> _What this task involves_:
Starting at the first line of the data, please print exactly those lines through the one that holds "const linePoints = assets.map(([x, y])", omitting every picture.
● ● ● ●
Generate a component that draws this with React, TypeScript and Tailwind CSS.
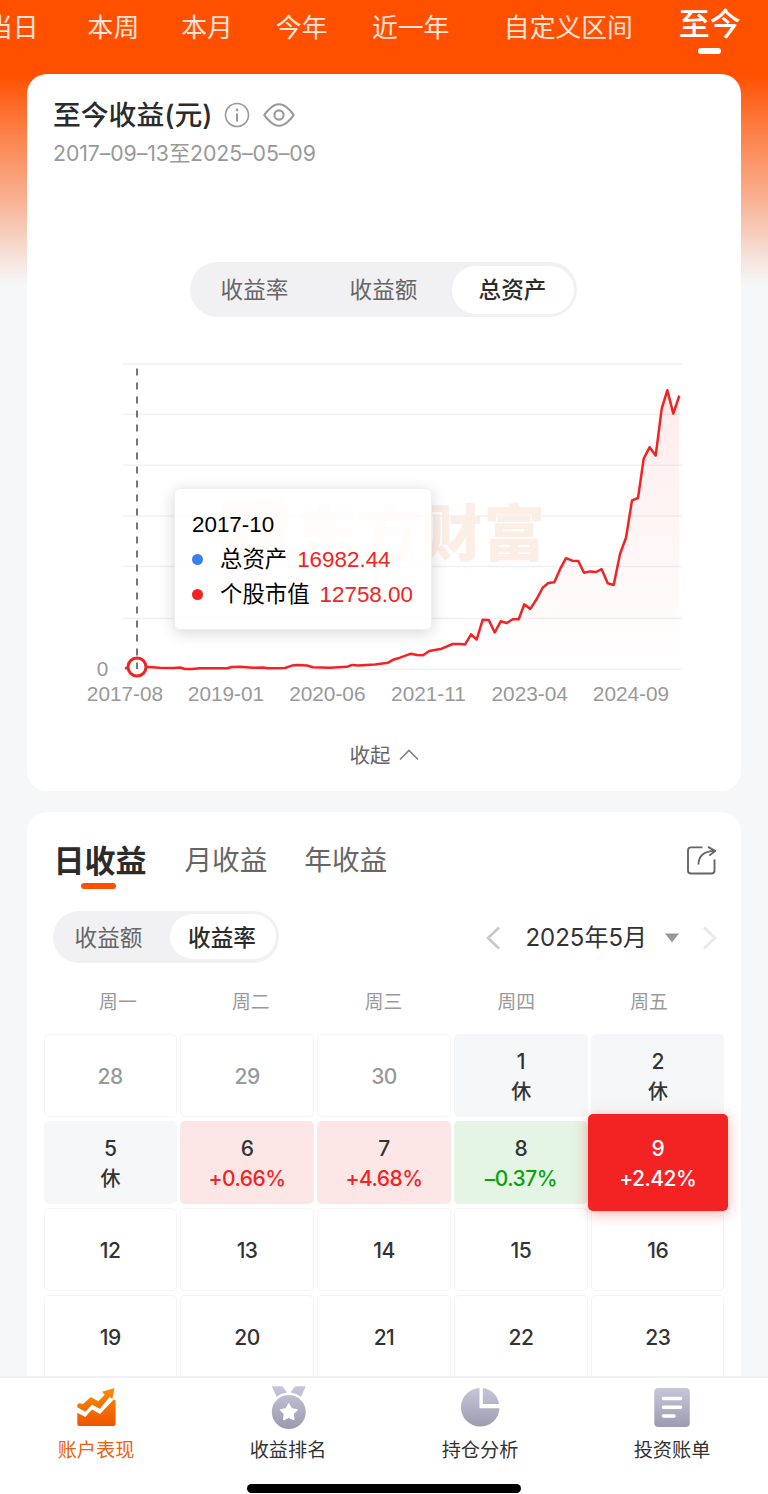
import clsx from 'clsx';

const cjk = "font-['Inter','Noto_Sans_CJK_SC',sans-serif]";
const arial = "font-['Liberation_Sans','Noto_Sans_CJK_SC',sans-serif]";

const periods = [
    {label: '当日', className: '-ml-[13px]'},
    {label: '本周', className: 'ml-[49px]'},
    {label: '本月', className: 'ml-[42px]'},
    {label: '今年', className: 'ml-[43px]'},
    {label: '近一年', className: 'ml-[44.5px]'},
    {label: '自定义区间', className: 'ml-[54.5px]'},
];

const assets: [number, number][] = [
    [125, 668.3], [137, 667], [148, 667], [160, 667.7], [174, 668], [180, 667.5], [185, 669], [192, 669],
    [200, 668.3], [227, 668.3], [232, 667], [240, 666.7], [253, 667.7], [263, 667.4], [268, 668.3], [285, 668],
    [292, 665.6], [298, 664.9], [307, 665.5], [313, 667.2], [330, 667.7], [347, 666.8], [352, 664.9], [358, 665.4],
    [375, 664.4], [388, 662.7], [393, 659.8], [400, 657.7], [411, 653.7], [417, 655], [423, 655.3], [429.3, 651],
    [441.7, 648.7], [452.7, 644], [460, 644], [465, 644.6], [471, 634.3], [476.7, 639.5], [482.7, 619.7],
    [488.7, 619.9], [494.7, 632.5], [500.7, 621.3], [506.7, 623], [512.7, 619.3], [518.7, 619.3], [524.3, 604.3],
    [530.3, 608.9], [536.7, 599], [542.7, 587.7], [548.3, 583], [554.3, 582.3], [560.3, 568.7], [566, 558.2],
    [572.3, 560.7], [578.3, 561], [584, 572.8], [590, 571.4], [596, 572], [601.7, 569.2], [607.7, 583.2],
    [613.7, 585], [620, 554], [626, 537.7], [632, 500.3], [638, 498], [643.7, 458.7], [649.7, 447.2],
    [655.7, 455.5], [661.7, 408.7], [667.3, 390.3], [673.3, 413.6], [679.3, 395.7],
];

const linePoints = assets.map(([x, y]) => `${x},${y}`).join(' ');

const gridLines = [364, 414.5, 465.2, 515.8, 566.5, 618.5, 669.3];

const months = [
    {label: '2017-08', x: 125},
    {label: '2019-01', x: 226},
    {label: '2020-06', x: 327.3},
    {label: '2021-11', x: 428.5},
    {label: '2023-04', x: 529.7},
    {label: '2024-09', x: 631},
];

type Kind = 'out' | 'rest' | 'up' | 'down' | 'active' | 'plain';

interface Day {
    day: number;
    kind: Kind;
    note?: string;
}

const days: Day[] = [
    {day: 28, kind: 'out'},
    {day: 29, kind: 'out'},
    {day: 30, kind: 'out'},
    {day: 1, kind: 'rest', note: '休'},
    {day: 2, kind: 'rest', note: '休'},
    {day: 5, kind: 'rest', note: '休'},
    {day: 6, kind: 'up', note: '+0.66%'},
    {day: 7, kind: 'up', note: '+4.68%'},
    {day: 8, kind: 'down', note: '–0.37%'},
    {day: 9, kind: 'active', note: '+2.42%'},
    {day: 12, kind: 'plain'},
    {day: 13, kind: 'plain'},
    {day: 14, kind: 'plain'},
    {day: 15, kind: 'plain'},
    {day: 16, kind: 'plain'},
    {day: 19, kind: 'plain'},
    {day: 20, kind: 'plain'},
    {day: 21, kind: 'plain'},
    {day: 22, kind: 'plain'},
    {day: 23, kind: 'plain'},
];

const cellStyles: Record<Kind, string> = {
    out: 'border border-[#f5f5f6] text-[#999]',
    rest: 'bg-[#f6f7f9] text-[#333]',
    up: 'bg-[#fde6e6] text-[#333]',
    down: 'bg-[#e4f4e5] text-[#333]',
    active: 'relative z-10 -mx-[3.5px] -my-[7px] bg-[#f32323] text-white shadow-[0_3px_14px_rgba(243,35,35,0.35)]',
    plain: 'border border-[#f5f5f6] text-[#333]',
};

const noteStyles: Record<Kind, string> = {
    out: '',
    rest: 'text-[20px]',
    up: 'text-[#f32323]',
    down: 'text-[#0aa30a]',
    active: 'text-white',
    plain: '',
};

function PeriodTabs() {
    return (
        <header className="h-[74px] flex items-start whitespace-nowrap text-[25.8px] text-white/85">
            {periods.map((p) => (
                <span key={p.label} className={clsx('shrink-0 leading-[56px]', p.className)}>
                    {p.label}
                </span>
            ))}
            <div className="ml-[46px] shrink-0 flex flex-col items-center text-white">
                <span className="text-[31px] leading-[48px] font-medium">至今</span>
                <span className="w-[23px] h-[5.5px] rounded-full bg-white" />
            </div>
        </header>
    );
}

function AssetChart() {
    return (
        <div className="relative mt-[33px] h-[365px]">
            <svg width="714" height="365" viewBox="27 350 714 365" className="block">
                <defs>
                    <linearGradient id="area" x1="0" y1="390" x2="0" y2="669" gradientUnits="userSpaceOnUse">
                        <stop offset="0" stopColor="#f32323" stopOpacity="0.09" />
                        <stop offset="1" stopColor="#f32323" stopOpacity="0" />
                    </linearGradient>
                </defs>
                <g fill="#fdeee5">
                    <path
                        fillRule="evenodd"
                        d="M230 500h49q8 0 8 8v44q0 8-8 8h-49q-8 0-8-8v-44q0-8 8-8zM254 520q10-5 12-14 3 5 2 10l7-4q-1 16-14 26-10 8-20 14 13-18 13-32z"
                    />
                    <text x="296" y="556" fontSize="61.5" letterSpacing="1" fontWeight="900" className={cjk}>东方财富</text>
                </g>
                {gridLines.map((y) => (
                    <line key={y} x1="123" x2="682" y1={y} y2={y} stroke="#eff0f4" strokeWidth="1.3" />
                ))}
                <polygon points={`125,669.3 ${linePoints} 679.3,669.3`} fill="url(#area)" />
                <line x1="137" x2="137" y1="368.5" y2="656" stroke="#555" strokeWidth="1.6" strokeDasharray="7 7" />
                <polyline points={linePoints} fill="none" stroke="#f32323" strokeWidth="2.5" strokeLinejoin="round" />
                <circle cx="137" cy="667" r="9" fill="#fff" stroke="#f32323" strokeWidth="3" />
                <line x1="137" x2="137" y1="662.5" y2="669" stroke="#555" strokeWidth="1.6" />
                <g fill="#999" fontSize="20.8" textAnchor="middle" className={arial}>
                    <text x="102.5" y="676">0</text>
                    {months.map((m) => (
                        <text key={m.label} x={m.x} y="700.5">{m.label}</text>
                    ))}
                </g>
            </svg>
            <div
                className={clsx(
                    'absolute left-[147px] top-[138px] w-[258px] h-[142px] pt-[18px] pl-[17px] rounded-[6px] bg-white/80 border border-[#efefef] text-[22.4px] text-black shadow-[0_3px_16px_rgba(0,0,0,0.16)]',
                    arial,
                )}
            >
                <div className="h-[35px] leading-[35px]">2017-10</div>
                <div className="h-[35px] flex items-center leading-[35px]">
                    <span className="w-[11px] h-[11px] rounded-full bg-[#3a7eef]" />
                    <span className="ml-[17px]">总资产</span>
                    <span className="ml-[10px] text-[#f32323]">16982.44</span>
                </div>
                <div className="h-[35px] flex items-center leading-[35px]">
                    <span className="w-[11px] h-[11px] rounded-full bg-[#f32323]" />
                    <span className="ml-[17px]">个股市值</span>
                    <span className="ml-[10px] text-[#f32323]">12758.00</span>
                </div>
            </div>
        </div>
    );
}

function SummaryCard() {
    return (
        <section className="h-[717px] mx-[27px] rounded-[20px] bg-white flex flex-col">
            <div className="mt-[21px] ml-[26px] h-10 flex items-center">
                <h1 className="text-[27.8px] leading-10 font-medium text-[#2b2b2b]">至今收益(元)</h1>
                <svg width="26" height="26" viewBox="0 0 26 26" fill="none" className="ml-[12px]">
                    <circle cx="13" cy="13" r="11.5" stroke="#999" strokeWidth="1.6" />
                    <circle cx="13" cy="7.9" r="1.3" fill="#999" />
                    <path d="M13 11.4v8.2" stroke="#999" strokeWidth="2" />
                </svg>
                <svg width="32" height="24" viewBox="0 0 32 24" fill="none" stroke="#999" strokeWidth="2.1" className="ml-[13px]">
                    <path d="M1.3 12Q3 9 7 5.5Q11.5 1.3 16 1.3T25 5.5Q29 9 30.7 12Q29 15 25 18.5Q20.5 22.7 16 22.7T7 18.5Q3 15 1.3 12Z" />
                    <circle cx="16" cy="12" r="4.6" />
                </svg>
            </div>
            <p className="ml-[26px] mt-[3px] h-[30px] leading-[31px] text-[21.3px] text-[#999] whitespace-nowrap tracking-[-0.1px]">
                2017–09–13至2025–05–09
            </p>
            <div className="mt-[94px] ml-[163px] w-[387px] h-[55px] p-[3.5px] rounded-full bg-[#f1f1f4] flex items-center text-[22.6px] text-[#666]">
                <span className="w-[122px] pt-px text-center">收益率</span>
                <span className="w-[136px] pt-px text-center">收益额</span>
                <span className="flex-1 h-full pt-px rounded-full bg-white text-[#2b2b2b] font-medium flex items-center justify-center">
                    总资产
                </span>
            </div>
            <AssetChart />
            <div className="mt-[26px] h-[30px] flex items-center justify-center gap-2 text-[20.5px] text-[#666]">
                收起
                <svg width="20" height="12" viewBox="0 0 20 12" fill="none" stroke="#808080" strokeWidth="1.6" className="-mt-[3px]">
                    <path d="M1 10.5L10 1.5L19 10.5" />
                </svg>
            </div>
        </section>
    );
}

function CalendarCard() {
    return (
        <section className="mt-[21px] mx-[27px] h-[700px] rounded-t-[20px] bg-white">
            <div className="pt-[26px] pl-[26.5px] pr-[25px] flex items-start text-[27.6px] text-[#666] whitespace-nowrap">
                <div className="flex flex-col items-center">
                    <span className="text-[31px] leading-[45px] font-bold text-[#2b2b2b]">日收益</span>
                    <span className="mr-[3px] w-[35px] h-[5.5px] rounded-full bg-[#ff5000]" />
                </div>
                <span className="ml-[38px] leading-[44px]">月收益</span>
                <span className="ml-[37px] leading-[44px]">年收益</span>
                <svg width="30" height="30" viewBox="0 0 30 30" fill="none" stroke="#666" strokeWidth="1.9" className="ml-auto mt-[7px]">
                    <path d="M16.5 2.4H5Q2 2.400 2 5.400V25.500Q2 28.500 5 28.500H25.500Q28.500 28.500 28.500 25.500V14.500" />
                    <path d="M12.500 19.500Q12.500 6.500 28.500 5.900M22 1.800L29.300 5.900L23.300 10.500" />
                </svg>
            </div>
            <div className="mt-[22px] pl-[26px] pr-[24px] flex items-center">
                <div className="w-[226px] h-[52px] p-[3.5px] rounded-full bg-[#f1f1f4] flex items-center text-[22.6px] text-[#666]">
                    <span className="w-[113px] pt-0.5 text-center pr-[9px]">收益额</span>
                    <span className="flex-1 h-full pt-0.5 pr-px rounded-full bg-white text-[#2b2b2b] font-medium flex items-center justify-center">
                        收益率
                    </span>
                </div>
                <svg width="14" height="24" viewBox="0 0 14 24" fill="none" stroke="#c8c8c8" strokeWidth="2.6" className="ml-auto mt-0.5">
                    <path d="M13 1.5L2 12L13 22.5" />
                </svg>
                <span className="ml-[25px] pt-[3px] text-[24px] leading-[36px] text-[#333] whitespace-nowrap">2025年5月</span>
                <svg width="14" height="10" viewBox="0 0 14 10" className="ml-[18px] mt-0.5">
                    <path d="M0 0.5H14L7 9.5Z" fill="#999" />
                </svg>
                <svg width="14" height="24" viewBox="0 0 14 24" fill="none" stroke="#e8e8e8" strokeWidth="2.6" className="ml-[24px] mt-0.5">
                    <path d="M1 1.5L12 12L1 22.5" />
                </svg>
            </div>
            <div className="mt-[26px] ml-[24.5px] mr-[25.5px] h-[30px] grid grid-cols-5 items-center text-center text-[18.8px] text-[#999]">
                <span>周一</span>
                <span>周二</span>
                <span>周三</span>
                <span>周四</span>
                <span>周五</span>
            </div>
            <div className="mt-[15px] mx-[16.5px] grid grid-cols-5 auto-rows-[83.5px] gap-x-[3.5px] gap-y-[3.7px] text-[21px] font-medium tracking-[-0.5px]">
                {days.map((d) => (
                    <div
                        key={d.day}
                        className={clsx('pt-[3px] rounded-[5px] flex flex-col items-center justify-center', cellStyles[d.kind])}
                    >
                        <span className="leading-[30px]">{d.day}</span>
                        {d.note && <span className={clsx('leading-[30px]', noteStyles[d.kind])}>{d.note}</span>}
                    </div>
                ))}
            </div>
        </section>
    );
}

function BottomNav() {
    return (
        <nav className="h-[118px] shrink-0 border-t-2 border-[#f0f1f3] bg-white flex flex-col items-center text-[19.2px] text-[#333]">
            <svg width="0" height="0" className="absolute">
                <defs>
                    <linearGradient id="orange" x1="0" y1="0" x2="0" y2="40" gradientUnits="userSpaceOnUse">
                        <stop offset="0" stopColor="#fa9000" />
                        <stop offset="1" stopColor="#ee5500" />
                    </linearGradient>
                    <linearGradient id="mauve" x1="0" y1="0" x2="0" y2="42" gradientUnits="userSpaceOnUse">
                        <stop offset="0" stopColor="#c9c7dc" />
                        <stop offset="1" stopColor="#9c9aaf" />
                    </linearGradient>
                </defs>
            </svg>
            <div className="w-full grid grid-cols-4 pt-[8px]">
                <div className="flex flex-col items-center text-[#f06010]">
                    <svg width="40" height="44" viewBox="0 0 40 44" fill="url(#orange)">
                        <path d="M1.300 18.500Q4 16 6.700 18.300L14 11.700Q15 11 16 11.700L22.300 15.300L28.700 8.700L26 5.700L38.500 2L36.300 13.300L33.700 10.700L24 22.700L16 18.700L9.300 25.700L1.300 21.300Z" />
                        <path d="M1.300 26.700L9.300 31L16 23.500L24 28L37.300 14Q39.600 12.500 39.600 15V38Q39.600 40 37.600 40H3.300Q1.300 40 1.300 38Z" />
                    </svg>
                    <span className="mt-[5px] leading-[30px]">账户表现</span>
                </div>
                <div className="flex flex-col items-center">
                    <svg width="40" height="44" viewBox="-0.8 0 40 44">
                        <path d="M3 0.300H13.700L18.300 6.500Q12 7.500 7.800 10.800ZM37 0.300H26.300L21.700 6.500Q28 7.500 32.200 10.800Z" fill="url(#mauve)" />
                        <circle cx="20" cy="26" r="17" fill="url(#mauve)" />
                        <path
                            d="M20 17.500L22.800 22.600L28.600 23.800L24.600 28.100L25.300 33.900L20 31.500L14.700 33.900L15.400 28.100L11.400 23.800L17.200 22.600Z"
                            fill="#fff"
                            stroke="#fff"
                            strokeLinejoin="round"
                        />
                    </svg>
                    <span className="mt-[5px] leading-[30px]">收益排名</span>
                </div>
                <div className="flex flex-col items-center">
                    <svg width="40" height="44" viewBox="0 0 40 44" fill="url(#mauve)">
                        <path d="M19.500 2A19.300 19.300 0 1 0 39.500 22.300H19.500Z" />
                        <path d="M22.800 2A18.500 18.500 0 0 1 39 18H22.800Z" />
                    </svg>
                    <span className="mt-[5px] leading-[30px]">持仓分析</span>
                </div>
                <div className="flex flex-col items-center">
                    <svg width="40" height="44" viewBox="0 0 40 44">
                        <rect x="2.3" y="2" width="35.5" height="39" rx="4" fill="url(#mauve)" />
                        <path d="M11.500 12.500H28.500M11.500 21.300H28.500M11.500 30H22" stroke="#fff" strokeWidth="3.6" strokeLinecap="round" />
                    </svg>
                    <span className="mt-[5px] leading-[30px]">投资账单</span>
                </div>
            </div>
            <div className="mt-[19px] w-[274px] h-[9px] rounded-full bg-black" />
        </nav>
    );
}

export default function App() {
    return (
        <div
            className={clsx(
                'w-[768px] h-[1494px] overflow-hidden flex flex-col bg-[#f6f7f9] bg-[linear-gradient(180deg,#ff5000_0px,#ff5000_74px,#fc7f45_130px,#f9b193_200px,#f5d8cb_245px,#f6f7f9_285px)]',
                cjk,
            )}
        >
            <main className="flex-1 min-h-0 overflow-hidden">
                <PeriodTabs />
                <SummaryCard />
                <CalendarCard />
            </main>
            <BottomNav />
        </div>
    );
}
● ● ● ●
> _Response_:
Generate a component that draws this with React, TypeScript and Tailwind CSS.
import clsx from 'clsx';

const cjk = "font-['Inter','Noto_Sans_CJK_SC',sans-serif]";
const arial = "font-['Liberation_Sans','Noto_Sans_CJK_SC',sans-serif]";

const periods = [
    {label: '当日', className: '-ml-[13px]'},
    {label: '本周', className: 'ml-[49px]'},
    {label: '本月', className: 'ml-[42px]'},
    {label: '今年', className: 'ml-[43px]'},
    {label: '近一年', className: 'ml-[44.5px]'},
    {label: '自定义区间', className: 'ml-[54.5px]'},
];

const assets: [number, number][] = [
    [125, 668.3], [137, 667], [148, 667], [160, 667.7], [174, 668], [180, 667.5], [185, 669], [192, 669],
    [200, 668.3], [227, 668.3], [232, 667], [240, 666.7], [253, 667.7], [263, 667.4], [268, 668.3], [285, 668],
    [292, 665.6], [298, 664.9], [307, 665.5], [313, 667.2], [330, 667.7], [347, 666.8], [352, 664.9], [358, 665.4],
    [375, 664.4], [388, 662.7], [393, 659.8], [400, 657.7], [411, 653.7], [417, 655], [423, 655.3], [429.3, 651],
    [441.7, 648.7], [452.7, 644], [460, 644], [465, 644.6], [471, 634.3], [476.7, 639.5], [482.7, 619.7],
    [488.7, 619.9], [494.7, 632.5], [500.7, 621.3], [506.7, 623], [512.7, 619.3], [518.7, 619.3], [524.3, 604.3],
    [530.3, 608.9], [536.7, 599], [542.7, 587.7], [548.3, 583], [554.3, 582.3], [560.3, 568.7], [566, 558.2],
    [572.3, 560.7], [578.3, 561], [584, 572.8], [590, 571.4], [596, 572], [601.7, 569.2], [607.7, 583.2],
    [613.7, 585], [620, 554], [626, 537.7], [632, 500.3], [638, 498], [643.7, 458.7], [649.7, 447.2],
    [655.7, 455.5], [661.7, 408.7], [667.3, 390.3], [673.3, 413.6], [679.3, 395.7],
];

const linePoints = assets.map(([x, y]) => `${x},${y}`).join(' ');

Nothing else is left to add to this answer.